Arguments are a normal and expected part of all relationships. No two people see all things the same way, have the same perspective, or share the same motivation. An argument is a healthy attempt to solve problems and improve connection. The argument comes after the instigating event. The point of the argument is to repair and rebuild stronger!

Fights on the other hand are often focused on hurt and retaliation. In a fight, there is a winner and a loser. Fights often weaken our connection and trust for each other.

Couples have the option to choose which path they want to walk down after conflict happens. The most common complaint I hear from couples about their finances is that they “struggle to get or stay on the same page”. I want to share some thoughts from Jeff about how to address conflict in a way that can strengthen connections and build a more resilient “shared page”.
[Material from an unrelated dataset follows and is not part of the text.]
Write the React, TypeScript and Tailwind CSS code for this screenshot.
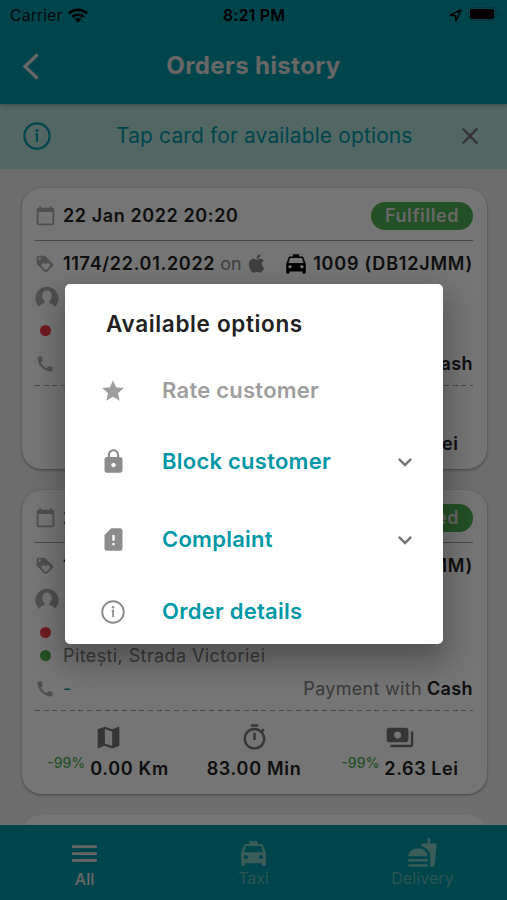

  • Conflicts in relationships are common. No two people can agree on everything. The purpose of conflict is to try to understand the other’s position so you can find resolution that works for both of you. You don’t have to agree with your partner’s position, but it helps a lot if you have some empathy for them.
  • If during an argument you notice that your partner is overwhelmed, slow down or even set aside the argument subject. It’s tough to solve problems when you get overwhelmed. Focus on getting to an emotional place that is calmer before you jump back into problem solving.
  • Most arguments in a relationship have strong feelings (anger, hurt, scared, etc.) associated with them. If you don’t pay attention to your own feelings and the feelings your partner has (which may be very different than yours), there’s a good chance your argument won’t go well. It’s helpful to understand both the subject you’re arguing about and the emotions associated with that argument.

Learning how to argue for repair is a great skill to learn and share with our adult kids (when the time is right). If you would like to have a resource for you or your family that focuses on how to “Do money in a relationship”, you can check out More Than a Budget on Instagram or Facebook.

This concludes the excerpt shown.